Kalau aku begitu nakalnya, maka abang dan adikku adalah anak-anak penurut. Pernah, satu kali abangku pulang dengan lesu dari sekolahnya, ketika itu dia kelas satu.

“Abang kenapa?” Ibu dengan khawatir bertanya.
“Abang ga apa-apa, cuma ini nih, abang ponten sepuluh lagi,” katanya dengan lesu.

Seketika wajah ibu berubah, besok-besoknya abang sudah tidak tinggal bersama kami lagi, dia dikembalikan ke Medan, tinggal bersama Kakak dan Abang-abangku yang lain.
Baru aku tahu bahwa , abangku selalu unggul di kelas, dan kata Ibu itu bukanlah pertanda baik, karena Ibu takut persaingan memang tidak ada di kelasnya abang.

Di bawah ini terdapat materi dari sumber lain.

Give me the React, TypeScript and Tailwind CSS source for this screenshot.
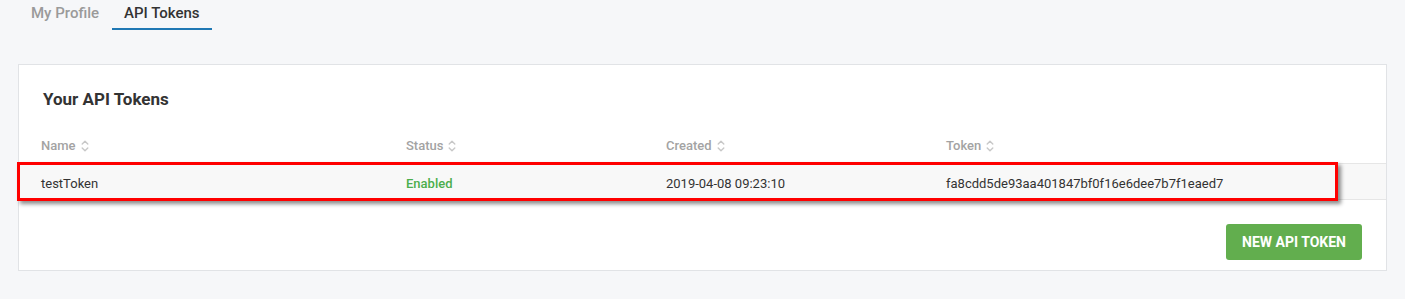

Benar saja, prestasi abang biasa-biasa saja ketika kembali ke kota asal kami.

Dedek kecil adikku maunya selalu mengikutiku, tapi Ibu tidak pernah mengijinkan, maklumlah dia baru 2-3 tahun. Permainanku yang lasak, mbulusuk kesana kemari, manjat pohon ini itu, sudah cukup membuat ibu was-was untuk melepaskan si bungsu bermain bersamaku. Jadinya dia cuma main sendiri di bawah pohon mangga, atau di dalam rumah-rumahan yang dibuat Bapak untuk kami bermain.

Pernah suatu hari, Bapak pulang dengan becak-becakan buat kami berdua, aku beradu amarah dengan Ibu supaya bisa bermain di luar. Ibu bilang tidak, karena becak-becakan itu baru dan nanti rumah kotor. Jadilah aku seharian ngambek tidak mau makan dan duduk diluar sambil manyun menunggu Bapak pulang, sementara Dedek kecil mendayung becak-becakan itu sendiri, kyut, kyut, kyut kesana kemari.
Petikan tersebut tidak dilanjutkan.